The revival of King Kylie reminds us that reinvention is the whole point. That even in the chaos of change, we can still find something familiar to hold onto.
We’re not going back. But we’re not quite here yet either. We’re somewhere in between.
So, what does that mean for brands?
It means nostalgia still works, kind of. But only if it moves somewhere. Audiences can sense pure sentimentality from a mile away. They don’t want to relive the past; they want to reinterpret it.
My best advice is not to press rewind, but remix. Like how Miu Miu’s office-girl aesthetic references the 2000s but reframes it through the chaos of 2025’s work culture. Nike’s recent ad campaigns blend archive footage with AI-generated visuals, reminding us that legacy and innovation can co-exist in the same breath. Even indie creators are remixing nostalgia through new mediums, like AI-zines that feel like Tumblr pages built by robots.

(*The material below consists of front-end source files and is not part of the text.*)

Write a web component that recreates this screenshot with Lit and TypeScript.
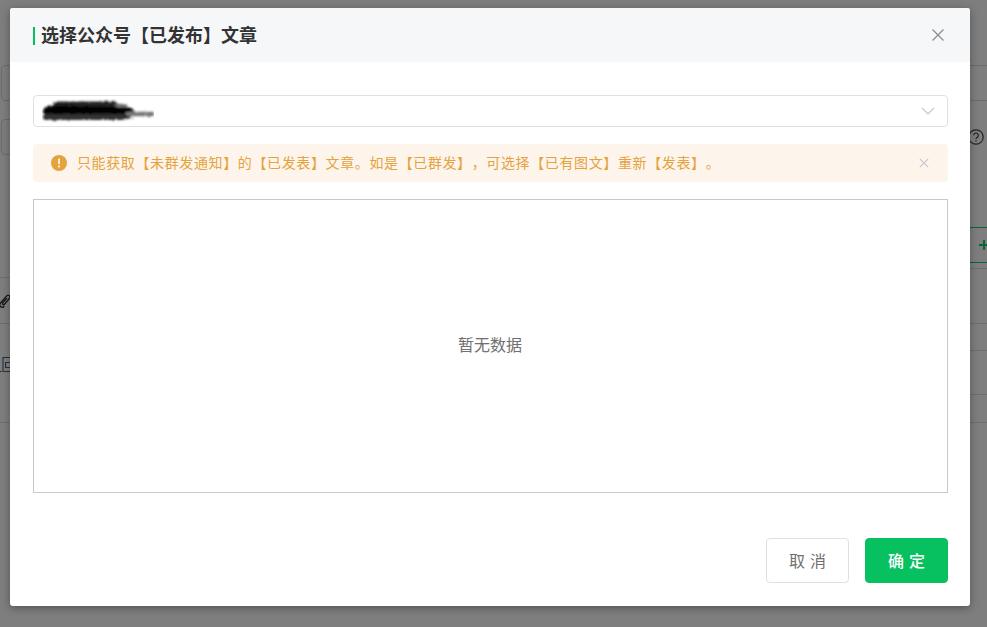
import { LitElement, html, css } from "lit";
import { customElement } from "lit/decorators.js";

@customElement("app-root")
export class AppRoot extends LitElement {
  static styles = css`
    :host { display: block; width: 987px; height: 627px; position: relative; overflow: hidden; font-family: "Noto Sans CJK SC", "Noto Sans", sans-serif; text-spacing-trim: space-all; }
    .page { height: 627px; background: #fff; display: flex; flex-direction: column; padding-top: 65px; box-sizing: border-box; overflow: hidden; }
    .row { display: grid; grid-template-columns: 500px 487px; box-sizing: border-box; flex: none; color: #333; }
    .side { box-sizing: border-box; display: flex; align-items: center; min-width: 0; }
    .end { justify-content: flex-end; }
    .line { border-top: 1px solid #dfdfdf; }
    .wide { display: block; height: 36px; margin-left: 1px; width: 1000px; flex: none; box-sizing: border-box; border: 1px solid #d8d8d8; border-radius: 4px; }
    .h18 { height: 18px; }
    .h36 { height: 36px; }
    .h72 { height: 72px; }
    .h5 { height: 5px; }
    .h9 { height: 9px; }
    .h46 { height: 46px; }
    .h27 { height: 27px; }
    .h44 { height: 44px; }
    .h28 { height: 28px; }
    .h205 { height: 205px; }
    .green { border-top: 1px solid #10d070; border-bottom: 1px solid #10d070; color: #10d070; }
    .lbox { width: 60px; height: 36px; margin-left: 1px; border: 1px solid #d8d8d8; border-radius: 4px; box-sizing: border-box; }
    .help { margin-right: 3px; display: block; }
    .plus { display: block; flex: none; margin-right: -2px; }
    .clip { display: block; margin-left: -3px; }
    .mini { display: block; align-self: flex-start; margin-top: 7px; }
    .overlay { position: absolute; inset: 0; background: rgba(0, 2, 0, 0.51); padding: 8px 17px 21px 10px; box-sizing: border-box; display: flex; }
    .dialog { flex: 1; background: #fff; border-radius: 3px; box-shadow: 0 2px 8px rgba(0, 0, 0, 0.35); display: flex; flex-direction: column; overflow: hidden; }
    .head { height: 54px; flex: none; background: #f6f7f9; display: flex; align-items: center; padding: 0 25px 0 23px; }
    .bar { width: 2px; height: 18px; background: #07c160; margin-right: 6px; margin-top: 1px; }
    .title { flex: 1; font-size: 18px; line-height: 24px; font-weight: 700; color: #333; margin-top: -3px; }
    .x { display: block; flex: none; }
    .body { flex: 1; display: flex; flex-direction: column; padding: 33px 22px 23px 23px; }
    .select { height: 32px; flex: none; box-sizing: border-box; border: 1px solid #dfdfe6; border-radius: 4px; display: flex; align-items: center; justify-content: space-between; padding: 0 12px 0 8px; }
    .smudge { display: block; }
    .alert { height: 38px; flex: none; margin-top: 17px; background: #fdf5ec; border-radius: 4px; display: flex; align-items: center; padding: 0 19px 0 18px; color: #e6a23c; font-size: 14px; letter-spacing: 0.62px; }
    .alert .msg { flex: 1; margin: -2px 0 0 10px; line-height: 20px; }
    .empty { height: 294px; flex: none; margin-top: 17px; box-sizing: border-box; border: 1px solid #c8c8c8; display: flex; align-items: center; justify-content: center; font-size: 16px; color: #707070; padding: 0 1px 5px 0; }
    .foot { margin-top: 45px; display: flex; justify-content: flex-end; gap: 16px; }
    .btn { width: 83px; height: 45px; box-sizing: border-box; border-radius: 4px; font: inherit; font-size: 16px; letter-spacing: 5px; padding: 0 0 2px 5px; cursor: pointer; }
    .cancel { background: #fff; border: 1px solid #dfdfe6; color: #707070; }
    .ok { background: #07c160; border: 1px solid #07c160; color: #fff; font-weight: 500; }
  `;

  render() {
    return html`
      <div class="page">
        <div class="wide"></div>
        <div class="row h18"></div>
        <div class="row h36">
          <div class="side"><div class="lbox"></div></div>
          <div class="side end">
            <svg class="help" width="16" height="16" viewBox="0 0 16 16" fill="none" stroke="#444" stroke-width="1.2">
              <circle cx="8" cy="8" r="7.2"></circle>
              <path d="M5.7 6.3a2.3 2.3 0 1 1 3.6 1.900c-.8.5-1.300 1-1.300 1.900"></path>
              <path d="M8 11.200v1.200"></path>
            </svg>
          </div>
        </div>
        <div class="row h72"></div>
        <div class="row h36">
          <div class="side"></div>
          <div class="side end green">
            <svg class="plus" width="10" height="12" viewBox="0 0 10 12" fill="none" stroke="currentColor" stroke-width="2"><path d="M0 6h10M5 1v10"></path></svg>
          </div>
        </div>
        <div class="row h5"></div>
        <div class="row h9"><div class="side"></div><div class="side line"></div></div>
        <div class="row h46">
          <div class="side line">
            <svg class="clip" width="16" height="18" viewBox="0 0 16 18" fill="none" stroke="#333" stroke-width="1.400" stroke-linecap="round">
              <path d="M9.500 6.500 5.800 10.800c-1 1.200.6 2.600 1.700 1.400l5-6c1.500-1.800-1-4.200-2.800-2.300L3.500 11c-2.200 2.600 1 5.800 3.500 3.400"></path>
            </svg>
          </div>
          <div class="side"></div>
        </div>
        <div class="row h27"><div class="side line"></div><div class="side line"></div></div>
        <div class="row h44">
          <div class="side">
            <svg class="mini" width="12" height="15" viewBox="0 0 12 15" fill="none" stroke="#4a5f86" stroke-width="1.100">
              <path d="M12 .5H3V14.500H12"></path>
              <path d="M12 5.500H5.500V10.500H12"></path>
              <path d="M0 14.500H1.500" stroke="#555"></path>
            </svg>
          </div>
          <div class="side line"></div>
        </div>
        <div class="row h28"><div class="side"></div><div class="side line"></div></div>
        <div class="row h205"><div class="side line"></div><div class="side line"></div></div>
      </div>
      <div class="overlay">
        <div class="dialog">
          <div class="head">
            <span class="bar"></span>
            <span class="title">选择公众号【已发布】文章</span>
            <svg class="x" width="14" height="14" viewBox="0 0 14 14" fill="none" stroke="#8a8a8f" stroke-width="1.200"><path d="M1.500 1.500l11 11M12.500 1.500l-11 11"></path></svg>
          </div>
          <div class="body">
            <div class="select">
              <svg class="smudge" width="112" height="24" viewBox="0 0 112 24" fill="none" stroke-linecap="round">
                <defs>
                  <filter id="b" x="-10%" y="-50%" width="120%" height="200%">
                    <feTurbulence type="fractalNoise" baseFrequency="0.3" numOctaves="2" seed="4" result="n"></feTurbulence>
                    <feDisplacementMap in="SourceGraphic" in2="n" scale="3" result="d"></feDisplacementMap>
                    <feGaussianBlur in="d" stdDeviation="1"></feGaussianBlur>
                  </filter>
                </defs>
                <g filter="url(#b)">
                  <path d="M15 6 L72 6" stroke="#222" stroke-width="7"></path>
                  <path d="M74 6 L84 7" stroke="#666" stroke-width="3"></path>
                  <path d="M7 12 L87 14" stroke="#000" stroke-width="11"></path>
                  <path d="M4 18 L80 18" stroke="#333" stroke-width="6"></path>
                  <path d="M86 15 L110 15" stroke="#777" stroke-width="4.500"></path>
                </g>
              </svg>
              <svg width="14" height="8" viewBox="0 0 14 8" fill="none" stroke="#c6c8cf" stroke-width="1.200"><path d="M1 1l6 6 6-6"></path></svg>
            </div>
            <div class="alert">
              <svg width="16" height="16" viewBox="0 0 16 16"><circle cx="8" cy="8" r="8" fill="#e6a23c"></circle><rect x="7.200" y="3.500" width="1.600" height="6" rx="0.800" fill="#fff"></rect><circle cx="8" cy="11.500" r="1" fill="#fff"></circle></svg>
              <span class="msg">只能获取【未群发通知】的【已发表】文章。如是【已群发】，可选择【已有图文】重新【发表】。</span>
              <svg class="x" width="10" height="10" viewBox="0 0 10 10" fill="none" stroke="#c8c9cc" stroke-width="1.200"><path d="M.8.800l8.400 8.400M9.200.800L.8 9.200"></path></svg>
            </div>
            <div class="empty">暂无数据</div>
            <div class="foot">
              <button class="btn cancel">取消</button>
              <button class="btn ok">确定</button>
            </div>
          </div>
        </div>
      </div>
    `;
  }
}
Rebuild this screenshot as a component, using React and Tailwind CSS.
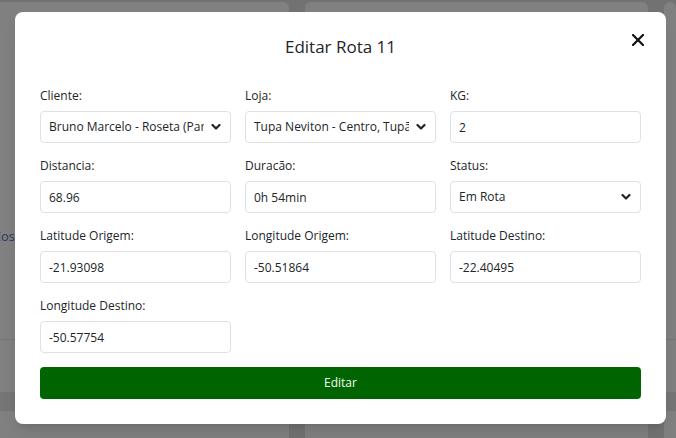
import { useState } from "react";

const font = { fontFamily: '"Open Sans", "Noto Sans", sans-serif' };

const Chevron = () => (
  <svg className="pointer-events-none absolute right-[10px] top-1/2 -translate-y-1/2" width="10" height="7" viewBox="0 0 10 7" fill="none">
    <path d="M1.5 1.5 L5 5 L8.5 1.5" stroke="#212529" strokeWidth="2.2" strokeLinecap="round" strokeLinejoin="round" />
  </svg>
);

const Field = ({ label, children }) => (
  <div className="flex flex-col">
    <label className="h-[18px] text-[12px] leading-[18px] text-[#212529] mb-[6px]">{label}</label>
    {children}
  </div>
);

const Input = ({ value }) => (
  <input
    defaultValue={value}
    className="h-[32px] w-full rounded-[4px] border border-[#dee2e6] bg-white px-[8px] text-[12px] text-[#212529] outline-none"
  />
);

const Select = ({ value, options }) => (
  <div className="relative">
    <select
      defaultValue={value}
      className="h-[32px] w-full appearance-none rounded-[4px] border border-[#dee2e6] bg-white pl-[8px] pr-[26px] text-[12px] text-[#212529] outline-none"
    >
      {options.map((o) => (
        <option key={o}>{o}</option>
      ))}
    </select>
    <Chevron />
  </div>
);

export default function App() {
  const [open] = useState(true);

  return (
    <div className="relative h-[438px] w-[676px] overflow-hidden bg-[#727272]" style={font}>
      {/* Page behind the modal */}
      <div className="flex h-full gap-[16px] pt-[2px]">
        <div className="ml-[-20px] flex w-[309px] flex-col rounded-t-[6px] bg-[#808080]">
          <div className="h-[225px]" />
          <div className="w-[35px] overflow-hidden text-right text-[13px] text-[#2f3a60]">Cos</div>
          <div className="h-[92px]" />
          <div className="h-px bg-[#747474]" />
          <div className="h-[52px]" />
          <div className="h-[19px] bg-[#757575]" />
        </div>
        <div className="flex w-[343px] flex-col rounded-t-[6px] bg-[#808080]">
          <div className="h-[337px]" />
          <div className="h-px bg-[#747474]" />
          <div className="h-[52px]" />
          <div className="h-[19px] bg-[#757575]" />
        </div>
        <div className="flex flex-1 flex-col rounded-t-[6px] bg-[#808080]">
          <div className="h-[337px]" />
          <div className="h-px bg-[#747474]" />
          <div className="h-[52px]" />
          <div className="h-[19px] bg-[#757575]" />
        </div>
      </div>

      {/* Modal */}
      {open && (
        <div className="absolute left-[15px] top-[12px] w-[651px] rounded-[8px] bg-white px-[25px] pt-[23px] pb-[25px] shadow-lg">
          <div className="relative flex h-[24px] items-center justify-center">
            <h2 className="text-[17px] leading-[24px] text-[#212529]">Editar Rota 11</h2>
            <button className="absolute right-[-3px] top-[-1px] flex h-[12px] w-[12px] items-center justify-center">
              <svg width="12" height="12" viewBox="0 0 12 12">
                <path d="M1 1 L11 11 M11 1 L1 11" stroke="#111" strokeWidth="2.2" strokeLinecap="square" />
              </svg>
            </button>
          </div>

          <div className="mt-[28px] grid grid-cols-3 gap-x-[14px] gap-y-[14px]">
            <Field label="Cliente:">
              <Select value="Bruno Marcelo - Roseta (Paraguaçu Paulista)" options={["Bruno Marcelo - Roseta (Paraguaçu Paulista)"]} />
            </Field>
            <Field label="Loja:">
              <Select value="Tupa Neviton - Centro, Tupã" options={["Tupa Neviton - Centro, Tupã"]} />
            </Field>
            <Field label="KG:">
              <Input value="2" />
            </Field>

            <Field label="Distancia:">
              <Input value="68.96" />
            </Field>
            <Field label="Duracão:">
              <Input value="0h 54min" />
            </Field>
            <Field label="Status:">
              <Select value="Em Rota" options={["Pendente", "Em Rota", "Entregue"]} />
            </Field>

            <Field label="Latitude Origem:">
              <Input value="-21.93098" />
            </Field>
            <Field label="Longitude Origem:">
              <Input value="-50.51864" />
            </Field>
            <Field label="Latitude Destino:">
              <Input value="-22.40495" />
            </Field>

            <Field label="Longitude Destino:">
              <Input value="-50.57754" />
            </Field>
          </div>

          <button className="mt-[14px] h-[32px] w-full rounded-[4px] bg-[#006400] text-[12px] text-[#f0fff0]">
            Editar
          </button>
        </div>
      )}
    </div>
  );
}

This isn’t the time to choose between nostalgia or futurism. It’s the time to blend both, to pair familiarity with friction, comfort with curiosity.
Because that’s where audiences are living: in the tension between who we were and who we’re becoming.
And yes, sometimes a Y2K comeback is just fun. Not every low-rise jean needs a dissertation. But when you zoom out, this collective reaching-back says something deeper: we’re learning how to remember and reimagine at the same time.
No need to escape the portal. Just learn how to play inside it.